Cancelled projects, industry rationalisations and programme delays suggest that the space bubble may finally have burst TIM FURNISS / LONDON

When President Bush cut NASA's International Space Station (ISS) budget and killed the X-33 and X-34 programmes in March, it seemed the final act in bursting the great space bubble. Lockheed Martin had recently declared that "space doesn't pay", while Boeing's space business was being rationalised and over 400 ISS jobs at the company were being lost. The Roton and Beal Aerospace launcher ventures had collapsed, while Kistler Aerospace was struggling. NASA Mars missions had been cut back after the failure of two Mars spacecraft in 1999, and a Mars sample return was delayed from 2005 to later than 2010.

What seemed to have kick-started this worrying trend was the bankcruptcy of the original Iridium mobile communications satellite venture. A rationalisation of related businesses followed in its wake, leading to cancellation or reduction of the number of planned low earth orbiting (LEO) and medium earth Oobit (MEO) satellite constellations such as mobile communications and internet-in-the-sky broadband satellites - Iridium, Globalstar and ICO, and Teledesic and Skybridge, respectively. Contributing to the satellite market's collapse was the development of terrestrial systems that offered many of the same benefits of space access.

On the government side, for example, the X-33 fell victim to a five-year-old decision to lead a quantum leap in technology with a totally insufficient budget. The failures of the Mars Climate Orbiter and Mars Polar Lander spacecraft, both built under a new "faster, better, cheaper" policy introduced by NASA administrator Dan Goldin, dashed NASA's Mars hopes.


Analysts disagree that the long-term picture is dark, however, and describe the situation more as a blip.

In retrospect it would seem that space companies, observers and some analysts may be embarrassed that predicted growth and massive profits have failed to materlise. "It was their timescale that was wrong rather than their predictions," says David Todd of Airclaims SpaceTrak. "The space bubble hasn't burst but it has been deflated."

After the Globalstar and Iridium debacles, it is back to business as usual, with Geostationary Earth Orbit (GEO) telecommunications satellites leading the profitable way.

However, a dramatic increase in the numbers of launches is unlikely - bad news for the launcher industry, which is already suffering from too much competition for too few launches. On the other hand, the size and value of communications satellites is increasing rapidly.

Dramatic change may not occur for two decades.
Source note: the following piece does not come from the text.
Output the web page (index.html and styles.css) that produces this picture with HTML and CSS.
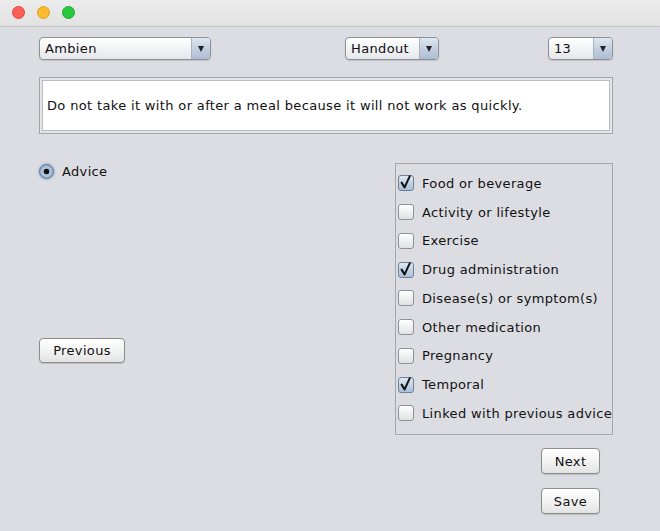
FILE: index.html
```html
<!DOCTYPE html>
<html>
<head>
<meta charset="utf-8">
<title>Advice editor</title>
<link rel="stylesheet" href="styles.css">
</head>
<body>
<div class="window">
  <div class="titlebar">
    <span class="light red"></span>
    <span class="light yellow"></span>
    <span class="light green"></span>
  </div>
  <div class="content">
    <div class="toprow">
      <div class="combo combo-drug"><span class="combo-value">Ambien</span><span class="combo-arrow"></span></div>
      <div class="combo combo-source"><span class="combo-value">Handout</span><span class="combo-arrow"></span></div>
      <div class="combo combo-num"><span class="combo-value">13</span><span class="combo-arrow"></span></div>
    </div>
    <div class="textframe">
      <div class="textbox">Do not take it with or after a meal because it will not work as quickly.</div>
    </div>
    <div class="main">
      <div class="leftcol">
        <label class="radio"><span class="radio-dot"></span>Advice</label>
        <button class="btn btn-prev">Previous</button>
      </div>
      <div class="panel">
        <label class="check"><span class="box checked"><svg class="tick" viewBox="0 0 16 16"><path d="M3.6 7.6 L6.6 12.4 L11.8 1.2"/></svg></span>Food or beverage</label>
        <label class="check"><span class="box"></span>Activity or lifestyle</label>
        <label class="check"><span class="box"></span>Exercise</label>
        <label class="check"><span class="box checked"><svg class="tick" viewBox="0 0 16 16"><path d="M3.6 7.6 L6.6 12.4 L11.8 1.2"/></svg></span>Drug administration</label>
        <label class="check"><span class="box"></span>Disease(s) or symptom(s)</label>
        <label class="check"><span class="box"></span>Other medication</label>
        <label class="check"><span class="box"></span>Pregnancy</label>
        <label class="check"><span class="box checked"><svg class="tick" viewBox="0 0 16 16"><path d="M3.6 7.6 L6.6 12.4 L11.8 1.2"/></svg></span>Temporal</label>
        <label class="check"><span class="box"></span>Linked with previous advice</label>
      </div>
    </div>
    <div class="actions">
      <button class="btn btn-small">Next</button>
      <button class="btn btn-small">Save</button>
    </div>
  </div>
</div>
</body>
</html>
```
FILE: styles.css
```css
* { box-sizing: border-box; }

html, body {
  margin: 0;
  padding: 0;
  background: #dcdde2;
}

body {
  font-family: "DejaVu Sans", "Liberation Sans", sans-serif;
  font-size: 13px;
  letter-spacing: 0.35px;
  color: #111;
}

.window {
  width: 660px;
  height: 531px;
  background: #dcdde2;
  overflow: hidden;
}

/* title bar with the three window buttons */
.titlebar {
  height: 27px;
  background: linear-gradient(#ececec, #e2e2e2);
  border-bottom: 1px solid #c4c4c4;
  display: flex;
  align-items: center;
  padding-left: 12px;
  gap: 12px;
  padding-bottom: 1px;
}

.light {
  width: 13px;
  height: 13px;
  border-radius: 50%;
}
.light.red { background: #fc5f57; border: 1px solid #e2463f; }
.light.yellow { background: #fdbc2e; border: 1px solid #e0a028; }
.light.green { background: #28c840; border: 1px solid #1eab2e; }

.content {
  padding: 10px 47px 0 39px;
}

/* combo boxes */
.toprow {
  display: flex;
  height: 23px;
}

.combo {
  display: flex;
  height: 23px;
  border: 1px solid #8c8f96;
  border-radius: 4px;
  background: linear-gradient(#ffffff, #f2f3f5 50%, #e6e7ea);
  box-shadow: 0 1px 1px rgba(0, 0, 0, 0.12);
  overflow: hidden;
}

.combo-value {
  flex: 1;
  padding-left: 5px;
  line-height: 21px;
}

.combo-arrow {
  width: 19px;
  border-left: 1px solid #a9b4c3;
  background: linear-gradient(#dfe7f1, #c2d0e0 50%, #aebfd3);
  position: relative;
}
.combo-arrow::after {
  content: "";
  position: absolute;
  left: 6px;
  top: 8px;
  border-left: 3.5px solid transparent;
  border-right: 3.5px solid transparent;
  border-top: 6px solid #222;
}

.combo-drug { width: 172px; }
.combo-source { width: 94px; margin-left: 134px; }
.combo-num { width: 65px; margin-left: auto; }

/* advice text */
.textframe {
  margin-top: 17px;
  height: 57px;
  border: 1px solid #a3a5aa;
  padding: 2px;
  background: #e4e5e9;
}

.textbox {
  height: 100%;
  background: #fff;
  border: 1px solid #b9bbc0;
  padding-left: 4px;
  display: flex;
  align-items: center;
}

/* main area */
.main {
  display: flex;
  margin-top: 29px;
}

.leftcol {
  flex: 1;
  display: flex;
  flex-direction: column;
  align-items: flex-start;
}

.radio {
  display: flex;
  align-items: center;
  margin-top: 1px;
  gap: 8px;
}

.radio-dot {
  width: 15px;
  height: 15px;
  border-radius: 50%;
  border: 1px solid #5d6f86;
  background: radial-gradient(circle, #111 0 2.6px, #b9cde4 3.2px, #8eaacb 7px);
  box-shadow: 0 0 2px 1px rgba(110, 150, 200, 0.45);
}

.btn {
  font-family: inherit;
  font-size: 13px;
  letter-spacing: 0.35px;
  color: #111;
  height: 25px;
  border: 1px solid #8d8d8d;
  border-radius: 4px;
  background: linear-gradient(#ffffff, #f3f3f3 50%, #e3e3e3);
  box-shadow: 0 1px 1px rgba(0, 0, 0, 0.15);
  padding: 0;
}

.btn-prev {
  width: 86px;
  margin-top: 159px;
}

/* checkbox panel */
.panel {
  width: 218px;
  height: 272px;
  border: 1px solid #a6a8ad;
  padding: 5px 0 0 2px;
  display: flex;
  flex-direction: column;
}

.check {
  height: 28.75px;
  display: flex;
  align-items: center;
  gap: 8px;
  white-space: nowrap;
}

.box {
  width: 16px;
  height: 16px;
  border: 1px solid #8e9095;
  border-radius: 3px;
  background: linear-gradient(#ffffff, #f0f0f0 50%, #e2e2e4);
  position: relative;
  flex: none;
}

.box.checked {
  background: linear-gradient(#dfe8f3, #c3d3e6 50%, #a9c0da);
  border-color: #6f7f94;
}

.tick {
  position: absolute;
  left: -1px;
  top: -1px;
  width: 16px;
  height: 16px;
  overflow: visible;
}
.tick path {
  fill: none;
  stroke: #111;
  stroke-width: 2;
  stroke-linecap: round;
  stroke-linejoin: round;
}

/* bottom buttons */
.actions {
  display: flex;
  flex-direction: column;
  align-items: flex-end;
  gap: 14px;
  margin-top: 13px;
  padding-right: 13px;
}

.btn-small {
  width: 59px;
  height: 26px;
}
```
Quantum leaps in technology cannot be made in a few years with lack of political will and austere funding, most of which comes from government.

Optimistic outlook

Launcher company Arianespace is looking at the situation optimistically, despite the loss of existing and potential future business faced by launcher companies generally. Meanwhile, in addition to the Iridium, ICO, Globalstar and Orbcomm business failures, the NASDAQ effect - the collapse in the value of high-technology shares - has also been significant. Telecom and cellular business is suffering and pulling down the market.

Faced with such economic realities, the commercial sector is becoming more selective and concentrating on programmes that provide real value, says Arianespace. "The commercial space sector is recovering and convalescing from a difficult period in the last three years," Arianespace says. "Yet the basis of the business remains sound. If you look at the main stream actors in the commercial market, they remain strong, profitable and ambitious."
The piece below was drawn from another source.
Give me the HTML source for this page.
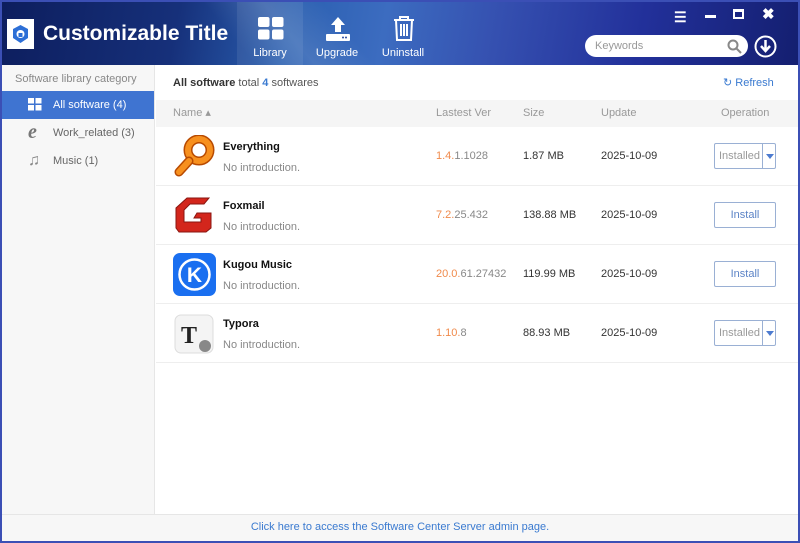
<!DOCTYPE html>
<html><head><style>
*{margin:0;padding:0;box-sizing:border-box}
body{width:800px;height:543px;overflow:hidden;font-family:"Liberation Sans",sans-serif;font-size:11px;color:#333;background:#3b4fb5;position:relative}
.win{position:absolute;left:2px;top:2px;width:796px;height:539px;background:#fff;overflow:hidden}
.hdr{position:absolute;left:0;top:0;width:796px;height:63px;background:linear-gradient(100deg,#0d1e5e 0%,#16307a 22%,#2a5fb0 36%,#3c6cc0 48%,#3550b0 62%,#22309a 80%,#141f70 100%);overflow:hidden}
.band{position:absolute;left:230px;top:-20px;width:120px;height:110px;background:linear-gradient(90deg,rgba(255,255,255,0.0),rgba(255,255,255,0.12),rgba(255,255,255,0));transform:skewX(40deg)}
.logo{position:absolute;left:5px;top:17px;width:27px;height:30px;background:#fff}
.title{position:absolute;left:41px;top:20px;color:#fff;font-size:21px;font-weight:bold}
.tab{position:absolute;top:0;height:63px;color:#fff;font-size:11px;text-align:center}
.tab span{position:absolute;bottom:6px;left:0;right:0}
.side{position:absolute;left:0;top:63px;width:153px;height:449px;background:#f7f7f7;border-right:1px solid #e6e6e6}
.side .h{color:#888;padding:8px 0 0 13px;font-size:11px;height:26px}
.side .it{height:28px;line-height:28px;padding-left:51px;color:#666;position:relative}
.side .it.on{background:#3f74d1;color:#fff}
.ico{position:absolute;left:26px;top:7px}
.main{position:absolute;left:154px;top:63px;right:0;height:449px}
.row{position:absolute;left:0;right:0;height:59px;border-bottom:1px solid #eee}
.foot{position:absolute;left:0;top:512px;width:796px;height:27px;background:#f7f7f7;border-top:1px solid #e6e6e6;text-align:center;line-height:24px;color:#3a7ad0}
.c{position:absolute;top:0;line-height:59px}
.nm{position:absolute;left:67px;top:14px;font-weight:bold;color:#111}
.ds{position:absolute;left:67px;top:35px;color:#888}
.btn{position:absolute;left:558px;top:16px;width:62px;height:26px;border:1px solid #9ab0d4;border-radius:2px;text-align:center;line-height:24px;color:#5b83c6}
.btn.ins{color:#999;text-align:left;padding-left:4px}
.btn.ins:after{content:"";position:absolute;left:47px;top:0;height:24px;border-left:1px solid #9ab0d4}
.btn.ins b{position:absolute;left:51px;top:10px;border:4px solid transparent;border-top:5px solid #4d7bd0}
.o{color:#f08a4b}.g{color:#888}
</style></head><body><div class="win">
<div class="hdr">
 <div class="band"></div>
 <div class="logo"><svg width="27" height="30"><path d="M13.5 6 L21 10 V19 L13.5 24 L6 19 V10Z" fill="#2d6fd6"/><circle cx="13.5" cy="15" r="4" fill="#fff"/><rect x="11.5" y="14" width="4" height="4" fill="#2d6fd6"/></svg></div>
 <div class="title">Customizable Title</div>
 <div class="tab" style="left:235px;width:66px;background:rgba(255,255,255,0.08)"><svg style="position:absolute;left:21px;top:15px" width="26" height="23"><rect x="0" y="0" width="11.5" height="10" rx="2" fill="#fff"/><rect x="14" y="0" width="11.5" height="10" rx="2" fill="#fff"/><rect x="0" y="12.5" width="11.5" height="10" rx="2" fill="#fff"/><rect x="14" y="12.5" width="11.5" height="10" rx="2" fill="#fff"/></svg><span>Library</span></div>
 <div class="tab" style="left:303px;width:64px"><svg style="position:absolute;left:20px;top:14px" width="26" height="26"><path d="M13 1 L20 9 H16 V16 H10 V9 H6Z" fill="#fff"/><rect x="1" y="18" width="24" height="7" rx="1" fill="#fff"/><circle cx="18" cy="21.5" r="1" fill="#2a4aa0"/><circle cx="21" cy="21.5" r="1" fill="#2a4aa0"/></svg><span>Upgrade</span></div>
 <div class="tab" style="left:372px;width:58px"><svg style="position:absolute;left:19px;top:14px" width="22" height="25" fill="none" stroke="#fff" stroke-width="2"><path d="M1 4 H21 M7 4 V1 H15 V4 M3 4 L4 24 H18 L19 4 M8 8 V20 M11 8 V20 M14 8 V20"/></svg><span>Uninstall</span></div>
 <div style="position:absolute;left:672px;top:7px;color:#fff;font-size:14px;font-weight:bold">☰</div>
 <div style="position:absolute;left:703px;top:13px;width:11px;height:3px;background:#fff"></div>
 <div style="position:absolute;left:731px;top:7px;width:11px;height:10px;border:2px solid #fff;border-top-width:3px"></div>
 <div style="position:absolute;left:760px;top:3px;color:#fff;font-size:15px;font-weight:bold">✖</div>
 <div style="position:absolute;left:583px;top:33px;width:163px;height:22px;background:#fff;border-radius:11px;color:#999;padding-left:10px;line-height:22px;font-size:11px">Keywords<svg style="position:absolute;right:6px;top:4px" width="15" height="15" fill="none" stroke="#888" stroke-width="2"><circle cx="6" cy="6" r="4.5"/><path d="M9.5 9.5 L14 14"/></svg></div>
 <svg style="position:absolute;left:752px;top:33px" width="23" height="23"><circle cx="11.5" cy="11.5" r="10" fill="none" stroke="#fff" stroke-width="2"/><path d="M11.5 5 V14 M7 11 L11.5 16 L16 11" stroke="#fff" stroke-width="2.5" fill="none"/></svg>
</div>
<div class="side">
 <div class="h">Software library category</div>
 <div class="it on"><svg class="ico" width="14" height="13"><rect x="0" y="0" width="6" height="5.5" fill="#fff"/><rect x="7.5" y="0" width="6" height="5.5" fill="#fff"/><rect x="0" y="7" width="6" height="5.5" fill="#fff"/><rect x="7.5" y="7" width="6" height="5.5" fill="#fff"/></svg>All software (4)</div>
 <div class="it"><span class="ico" style="top:-1px;color:#777;font-size:20px;font-style:italic;font-weight:bold;font-family:'Liberation Serif',serif">e</span>Work_related (3)</div>
 <div class="it"><span class="ico" style="top:0;color:#888;font-size:16px">♫</span>Music (1)</div>
</div>
<div class="main">
 <div style="position:absolute;left:17px;top:12px;color:#555"><b style="color:#333">All software</b> total <b style="color:#3a7ad0">4</b> softwares</div>
 <div style="position:absolute;left:567px;top:11px;color:#3a7ad0">↻ Refresh</div>
 <div style="position:absolute;left:0;right:0;top:35px;height:27px;background:#f5f5f5;color:#999;line-height:27px">
  <span style="position:absolute;left:17px">Name ▴</span><span style="position:absolute;left:280px">Lastest Ver</span><span style="position:absolute;left:367px">Size</span><span style="position:absolute;left:445px">Update</span><span style="position:absolute;left:565px">Operation</span></div>
 <div class="row" style="top:62px">
  <svg style="position:absolute;left:17px;top:8px" width="44" height="44"><circle cx="26" cy="15" r="11" fill="none" stroke="#b84a00" stroke-width="9"/><circle cx="26" cy="15" r="11" fill="none" stroke="#f7901e" stroke-width="6"/><path d="M16 26 L6 37" stroke="#b84a00" stroke-width="9" stroke-linecap="round"/><path d="M16 26 L6 37" stroke="#f7901e" stroke-width="6" stroke-linecap="round"/></svg>
  <div class="nm">Everything</div><div class="ds">No introduction.</div>
  <div class="c" style="left:280px"><span class="o">1.4.</span><span class="g">1.1028</span></div><div class="c" style="left:367px">1.87 MB</div><div class="c" style="left:445px">2025-10-09</div>
  <div class="btn ins">Installed<b></b></div></div>
 <div class="row" style="top:121px">
  <svg style="position:absolute;left:17px;top:8px" width="42" height="42"><path d="M14 4 H36 L31 10 H17 L11 16 V28 H28 V24 H21 L24 19 H38 V34 L33 38 H6 L3 34 V14Z" fill="#d3261c" stroke="#8a1510" stroke-width="1"/></svg>
  <div class="nm">Foxmail</div><div class="ds">No introduction.</div>
  <div class="c" style="left:280px"><span class="o">7.2.</span><span class="g">25.432</span></div><div class="c" style="left:367px">138.88 MB</div><div class="c" style="left:445px">2025-10-09</div>
  <div class="btn">Install</div></div>
 <div class="row" style="top:180px">
  <svg style="position:absolute;left:17px;top:8px" width="43" height="43"><rect width="43" height="43" rx="7" fill="#1a6ff0"/><circle cx="21.5" cy="21.5" r="15" fill="none" stroke="#fff" stroke-width="2.5"/><text x="21.5" y="29" text-anchor="middle" font-family="Liberation Sans" font-weight="bold" font-size="21" fill="#fff">K</text></svg>
  <div class="nm">Kugou Music</div><div class="ds">No introduction.</div>
  <div class="c" style="left:280px"><span class="o">20.0.</span><span class="g">61.27432</span></div><div class="c" style="left:367px">119.99 MB</div><div class="c" style="left:445px">2025-10-09</div>
  <div class="btn">Install</div></div>
 <div class="row" style="top:239px">
  <svg style="position:absolute;left:17px;top:9px" width="44" height="44"><rect x="2" y="2" width="38" height="38" rx="6" fill="#f4f4f4" stroke="#ddd"/><text x="16" y="30" text-anchor="middle" font-family="Liberation Serif" font-weight="bold" font-size="24" fill="#222">T</text><circle cx="32" cy="33" r="6" fill="#888"/></svg>
  <div class="nm">Typora</div><div class="ds">No introduction.</div>
  <div class="c" style="left:280px"><span class="o">1.10.</span><span class="g">8</span></div><div class="c" style="left:367px">88.93 MB</div><div class="c" style="left:445px">2025-10-09</div>
  <div class="btn ins">Installed<b></b></div></div>
</div>
<div class="foot">Click here to access the Software Center Server admin page.</div>
</div></body></html>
In the meantime, there is still plenty of business for "traditional" space activities, such as communications and Earth observation. "This is good news for space insurance," says Todd. The space insurance market has suffered recently from low rates due to underwriting overcapacity and high losses through poor in-orbit reliability.


Space manufacturers have used new technology too quickly and, in some cases, did not test it enough. This has left underwriters having to pay out $1 billion in three years. "The cycle is about to change," says Todd. Rates are increasing and a result is less underwriting capacity - in fact there may not be enough capacity to underwrite some future multiple launches, "such as dual satellites ones on Ariane 5s".
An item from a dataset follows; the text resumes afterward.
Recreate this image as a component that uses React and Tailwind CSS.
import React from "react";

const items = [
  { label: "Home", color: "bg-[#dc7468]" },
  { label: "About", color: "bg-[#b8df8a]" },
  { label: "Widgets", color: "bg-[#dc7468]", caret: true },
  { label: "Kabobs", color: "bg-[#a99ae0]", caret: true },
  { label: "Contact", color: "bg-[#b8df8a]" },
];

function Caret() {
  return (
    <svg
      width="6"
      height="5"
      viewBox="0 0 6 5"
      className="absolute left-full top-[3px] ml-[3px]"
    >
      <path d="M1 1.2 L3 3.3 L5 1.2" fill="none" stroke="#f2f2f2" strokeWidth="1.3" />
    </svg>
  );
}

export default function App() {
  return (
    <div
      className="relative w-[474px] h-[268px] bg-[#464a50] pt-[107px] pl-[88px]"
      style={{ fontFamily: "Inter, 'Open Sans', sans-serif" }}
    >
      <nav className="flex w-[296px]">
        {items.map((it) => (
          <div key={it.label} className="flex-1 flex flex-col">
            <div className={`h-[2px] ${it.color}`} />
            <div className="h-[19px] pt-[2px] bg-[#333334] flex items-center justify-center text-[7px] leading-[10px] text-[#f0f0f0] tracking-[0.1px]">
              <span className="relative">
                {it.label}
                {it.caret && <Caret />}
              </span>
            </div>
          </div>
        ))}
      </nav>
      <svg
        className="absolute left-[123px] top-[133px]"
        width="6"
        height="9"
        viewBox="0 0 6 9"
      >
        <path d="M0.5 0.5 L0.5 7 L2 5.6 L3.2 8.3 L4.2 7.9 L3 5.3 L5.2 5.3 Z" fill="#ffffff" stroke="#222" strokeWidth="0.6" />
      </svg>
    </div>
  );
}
If the premium rates continue to rise, and assuming that satellite reliability improves - or at least gets no worse - things should look a lot better for space insurance.

Mike Blackwell of SBi space consultants, believes that the blip is just a "shadow on the futurescape". The problem, he says, largely relates to overconfidence in telecommunications innovations and the refusal to acknowledge that the market will decide when it needs new developments, and when it is ready to pay for them. Until the market makes those decisions, there will be no returns.

"There has also been an overcapacity in space infrastructure, including launchers, satellites data and communications capacity," says Blackwell.

There has also been a reaction to cyclic economic trends in space nations. In these days of "mature" space, it is often forgotten that the space sector still has two significant components: supply-led political and demand-pull markets.

The political component, including international commercial projects, has its roots in technology policies in a limited number of countries and "far outweighs market demand", says Blackwell. "This will change over time in reaction to economic upticks, with all that entails for market perception - but not before 2004-05." Until then, the market will be comparatively flat.

There will be change when the revival appears. Growth is expected in Earth observation as a demand for climate change information kicks in, and in a convergence between hand-held technologies, communications and Earth observation, he says.